If we have been trusted to look at the depth of our partners’ wounds and through empathy touch their pain, we cannot help but be moved to compassion (unless we are completely blinded and numbed by our own pain). Without a compassionate response, your partner will immediately retreat behind old defenses and you probably won’t get a second chance. Assuming that your heart can look outward, what is your next move?

Billiards Is Easy To Learn – Norman Rockwell, 1920
Here are some thoughts leading to responses that are not going to work:
- Eureka!, I thought. She finally admitted that it is her problem. I knew I was right!
- Now he has to change and he knows it.
- I’ll do everything I can to help her fix that problem.
- Poor thing. I guess I’ll give him another chance.
A better idea is to participate and reciprocate, as in:
- Gosh, if we’re being that honest here, I could share a few things.

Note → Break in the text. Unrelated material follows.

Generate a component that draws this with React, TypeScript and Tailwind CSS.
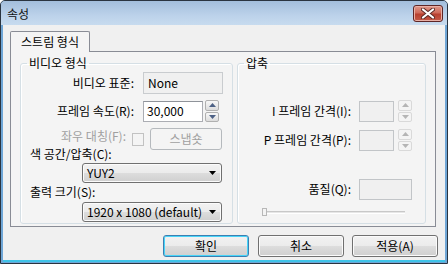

Seeing Through the Heart Space
Still, a direct response to your spouse’s wounds is invited. Empathetic acknowledgement is the action in the moment. Beyond that, do understand that these wounds likely have roots in childhood and are not disappearing anytime soon, if ever. Your partner’s radical change is not right around the corner. The difference in your relationship is that you now have the interpretive key for his or her out-sized defenses and aggression. With this key, you can take less offense, dampen irritation and stay cool, for more of the world’s pain is caused by taking offense rather than by giving offense. Remind yourself that what is really happening is that his/her wounds are crying out and then recall the innocent one who received them and the powerless one who confessed them.

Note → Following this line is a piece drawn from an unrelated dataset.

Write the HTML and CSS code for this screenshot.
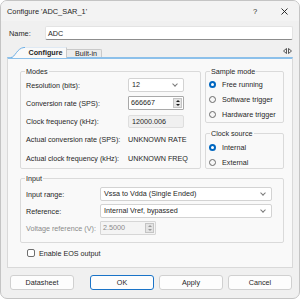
FILE: index.html
```html
<!DOCTYPE html>
<html lang="en">
<head>
    <meta charset="UTF-8">
    <meta name="viewport" content="width=device-width, initial-scale=1.0">
    <title>Configure 'ADC_SAR_1'</title>
    <link rel="stylesheet" href="styles.css">
</head>
<body>
    <div class="dialog">
        <div class="titlebar">
            <span class="title">Configure 'ADC_SAR_1'</span>
            <span class="help">?</span>
            <svg class="close" width="7" height="7" viewBox="0 0 7 7">
                <path d="M0.5 0.5 L6.5 6.5 M6.5 0.5 L0.5 6.5" stroke="#1a1a1a" stroke-width="0.9" fill="none"/>
            </svg>
        </div>

        <div class="name-row">
            <span class="name-label">Name:</span>
            <div class="textbox">ADC</div>
        </div>

        <div class="tabstrip">
            <div class="tab active">
                <svg class="tab-curve" width="14" height="11" viewBox="0 0 14 11">
                    <path d="M0 11 C4 11 6 1 13 0.5 L14 0.5 L14 11 Z" fill="#f9f9f9"/>
                    <path d="M0 10.5 C4 10.5 6 1 13 0.5 L14 0.5" stroke="#6fb0e6" stroke-width="1" fill="none"/>
                </svg>
                <span class="tab-label">Configure</span>
            </div>
            <div class="tab">Built-in</div>
            <svg class="tab-arrows" width="9" height="6" viewBox="0 0 9 6">
                <path d="M3.5 0.5 L0.5 3 L3.5 5.5 Z" fill="none" stroke="#333" stroke-width="0.8"/>
                <path d="M5.5 0.5 L8.5 3 L5.5 5.5 Z" fill="none" stroke="#333" stroke-width="0.8"/>
            </svg>
        </div>

        <div class="panel">
            <div class="top">
                <fieldset class="group modes">
                    <legend>Modes</legend>
                    <div class="row">
                        <span class="label">Resolution (bits):</span>
                        <div class="combo small">12<span class="chev"></span></div>
                    </div>
                    <div class="row">
                        <span class="label">Conversion rate (SPS):</span>
                        <div class="spin">
                            <span class="spin-value">666667</span>
                            <span class="spin-buttons"><i class="up"></i><i class="down"></i></span>
                        </div>
                    </div>
                    <div class="row">
                        <span class="label">Clock frequency (kHz):</span>
                        <div class="readonly">12000.006</div>
                    </div>
                    <div class="row">
                        <span class="label">Actual conversion rate (SPS):</span>
                        <span class="value">UNKNOWN RATE</span>
                    </div>
                    <div class="row">
                        <span class="label">Actual clock frequency (kHz):</span>
                        <span class="value">UNKNOWN FREQ</span>
                    </div>
                </fieldset>

                <div class="side">
                    <fieldset class="group sample">
                        <legend>Sample mode</legend>
                        <div class="radio checked">Free running</div>
                        <div class="radio">Software trigger</div>
                        <div class="radio">Hardware trigger</div>
                    </fieldset>
                    <fieldset class="group clock">
                        <legend>Clock source</legend>
                        <div class="radio checked">Internal</div>
                        <div class="radio">External</div>
                    </fieldset>
                </div>
            </div>

            <fieldset class="group input">
                <legend>Input</legend>
                <div class="row">
                    <span class="label">Input range:</span>
                    <div class="combo wide">Vssa to Vdda (Single Ended)<span class="chev"></span></div>
                </div>
                <div class="row">
                    <span class="label">Reference:</span>
                    <div class="combo wide">Internal Vref, bypassed<span class="chev"></span></div>
                </div>
                <div class="row disabled">
                    <span class="label">Voltage reference (V):</span>
                    <div class="spin">
                        <span class="spin-value">2.5000</span>
                        <span class="spin-buttons"><i class="up"></i><i class="down"></i></span>
                    </div>
                </div>
            </fieldset>

            <div class="check">
                <span class="box"></span>
                <span>Enable EOS output</span>
            </div>
        </div>

        <div class="buttons">
            <button class="btn datasheet">Datasheet</button>
            <button class="btn default">OK</button>
            <button class="btn">Apply</button>
            <button class="btn">Cancel</button>
        </div>
    </div>
</body>
</html>
```

FILE: styles.css
```css
* {
    margin: 0;
    padding: 0;
    box-sizing: border-box;
    font-family: 'Liberation Sans', Arial, sans-serif;
}

body {
    background: #ffffff;
    font-size: 7.2px;
    color: #262626;
}

.dialog {
    width: 300px;
    height: 299px;
    border: 1px solid #c4c4c4;
    border-radius: 7px;
    background: #f0f0f0;
    display: flex;
    flex-direction: column;
    overflow: hidden;
}

/* title bar */
.titlebar {
    height: 20px;
    display: flex;
    align-items: center;
    padding-left: 6px;
    background: #f3f3f3;
}

.title {
    flex: 1;
    font-size: 7.4px;
}

.help {
    width: 8px;
    text-align: center;
    font-size: 7.6px;
    margin-right: 22px;
}

.close {
    margin-right: 11px;
}

/* name */
.name-row {
    display: flex;
    align-items: center;
    padding: 5px 6px 0 8px;
}

.name-label {
    width: 36px;
    font-size: 7.4px;
}

.textbox {
    flex: 1;
    height: 14px;
    line-height: 13px;
    padding-left: 2px;
    background: #ffffff;
    border: 1px solid #e3e3e3;
    border-bottom-color: #8c8c8c;
    border-radius: 2px;
}

/* tabs */
.tabstrip {
    display: flex;
    align-items: flex-end;
    height: 10px;
    margin-top: 7px;
    padding-left: 10px;
    padding-right: 7px;
}

.tab {
    height: 8px;
    line-height: 8px;
    padding: 0 4px 0 8px;
    white-space: nowrap;
    background: #ececec;
    border: 1px solid #c9c9c9;
    border-bottom: none;
    border-left: none;
    border-radius: 0 2px 0 0;
}

.tab.active {
    display: flex;
    align-items: flex-end;
    height: 11px;
    padding: 0;
    margin-bottom: -1px;
    background: none;
    border: none;
    position: relative;
    z-index: 1;
}

.tab-label {
    display: block;
    width: 42px;
    height: 11px;
    line-height: 10px;
    text-align: center;
    font-weight: bold;
    background: #f9f9f9;
    border-top: 1px solid #dfe9f3;
    border-right: 1px solid #c9c9c9;
}

.tab-arrows {
    margin-left: auto;
    margin-bottom: 3px;
}

/* panel */
.panel {
    flex: 1;
    margin: 0 6px;
    padding: 8px 8px 0 12px;
    background: #f9f9f9;
    border: 1px solid #d9d9d9;
    border-top: 2px solid #8cc0ea;
}

.top {
    display: flex;
    gap: 4px;
}

.group {
    border: 1px solid #dadada;
    border-radius: 2px;
}

.group legend {
    line-height: 9px;
    padding: 0 1px;
    margin-left: -1px;
}

.row {
    display: flex;
    align-items: center;
    height: 14px;
}

.modes {
    width: 181px;
    padding: 2px 5px 3px 5px;
}

.modes .row + .row {
    margin-top: 4.3px;
}

.modes .label {
    width: 102px;
}

.combo {
    position: relative;
    height: 14px;
    line-height: 12px;
    padding-left: 3px;
    background: #ffffff;
    border: 1px solid #d3d3d3;
    border-radius: 2px;
}

.combo.small {
    width: 56px;
}

.combo.wide {
    width: 172px;
}

.chev {
    position: absolute;
    right: 6px;
    top: 3px;
    width: 4px;
    height: 4px;
    border-right: 1px solid #7a7a7a;
    border-bottom: 1px solid #7a7a7a;
    transform: rotate(45deg);
}

.spin {
    display: flex;
    width: 56px;
    height: 14px;
    background: #ffffff;
    border: 1px solid #a9a9a9;
    border-radius: 1px;
}

.spin-value {
    flex: 1;
    line-height: 12px;
    padding-left: 2px;
}

.spin-buttons {
    display: flex;
    flex-direction: column;
    justify-content: center;
    gap: 2px;
    width: 9px;
    margin: 1px;
    background: #e4e4e4;
    border: 1px solid #c4c4c4;
    align-items: center;
}

.spin-buttons i {
    display: block;
    width: 0;
    height: 0;
    border-left: 2px solid transparent;
    border-right: 2px solid transparent;
}

.spin-buttons .up {
    border-bottom: 2px solid #1a1a1a;
}

.spin-buttons .down {
    border-top: 2px solid #1a1a1a;
}

.readonly {
    width: 56px;
    height: 13px;
    line-height: 11px;
    padding-left: 3px;
    background: #f0f0f0;
    border: 1px solid #dedede;
    border-radius: 2px;
}

/* right column */
.side {
    width: 79px;
    display: flex;
    flex-direction: column;
}

.sample {
    padding: 3px;
}

.clock {
    margin-top: 6px;
    padding: 4px 3px 1px 3px;
}

.side legend {
    margin-left: 1px;
}

.radio {
    display: flex;
    align-items: center;
    gap: 6px;
    height: 10px;
}

.radio + .radio {
    margin-top: 5px;
}

.radio::before {
    content: "";
    box-sizing: border-box;
    width: 7px;
    height: 7px;
    border-radius: 50%;
    border: 1px solid #6a6a6a;
    background: #f7f7f7;
}

.radio.checked::before {
    border: 2px solid #0067c0;
    background: #ffffff;
}

/* input group */
.input {
    margin-top: 5px;
    padding: 4px 5px 7px 5px;
}

.input .row + .row {
    margin-top: 3px;
}

.input .label {
    width: 74px;
}

.row.disabled .label,
.row.disabled .spin-value {
    color: #8a8a8a;
}

.row.disabled .spin {
    background: #f4f4f4;
    border-color: #d6d6d6;
}

.row.disabled .spin-buttons i {
    border-bottom-color: #9a9a9a;
    border-top-color: #9a9a9a;
}

.check {
    display: flex;
    align-items: center;
    gap: 4px;
    margin: 6px 0 0 7px;
    height: 8px;
}

.check .box {
    width: 8px;
    height: 8px;
    background: #ffffff;
    border: 1px solid #6e6e6e;
    border-radius: 2px;
}

/* buttons */
.buttons {
    display: flex;
    gap: 5px;
    padding: 7px 6px 8px 9px;
}

.btn {
    width: 64px;
    height: 15px;
    font-size: 7.2px;
    color: #262626;
    background: #fdfdfd;
    border: 1px solid #d0d0d0;
    border-radius: 3px;
}

.btn.datasheet {
    margin-right: 11px;
}

.btn.default {
    border-color: #1a73c7;
}
```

Accommodation Is an Act of Mercy
Then you make a series of accommodations. The word means “towards a fit.” You go out of your way to avoid the irritants and positions that are uncomfortable for your spouse’s wounds. You exercise greater patience. You act this way not because of any requirement of fairness or honor. You accommodate as an act of mercy. It is needed, so you provide it, with no expectation of recompense. Henri Nouwen wrote of healing friendship:
When we honestly ask ourselves which person in our lives mean the most to us, we often find that it is those who, instead of giving advice, solutions, or cures, have chosen rather to share our pain and touch our wounds with a warm and tender hand. The friend who can be silent with us in a moment of despair or confusion, who can stay with us in an hour of grief and bereavement, who can tolerate not knowing, not curing, not healing and face with us the reality of our powerlessness, that is a friend who cares.
You want to be that friend for your beloved.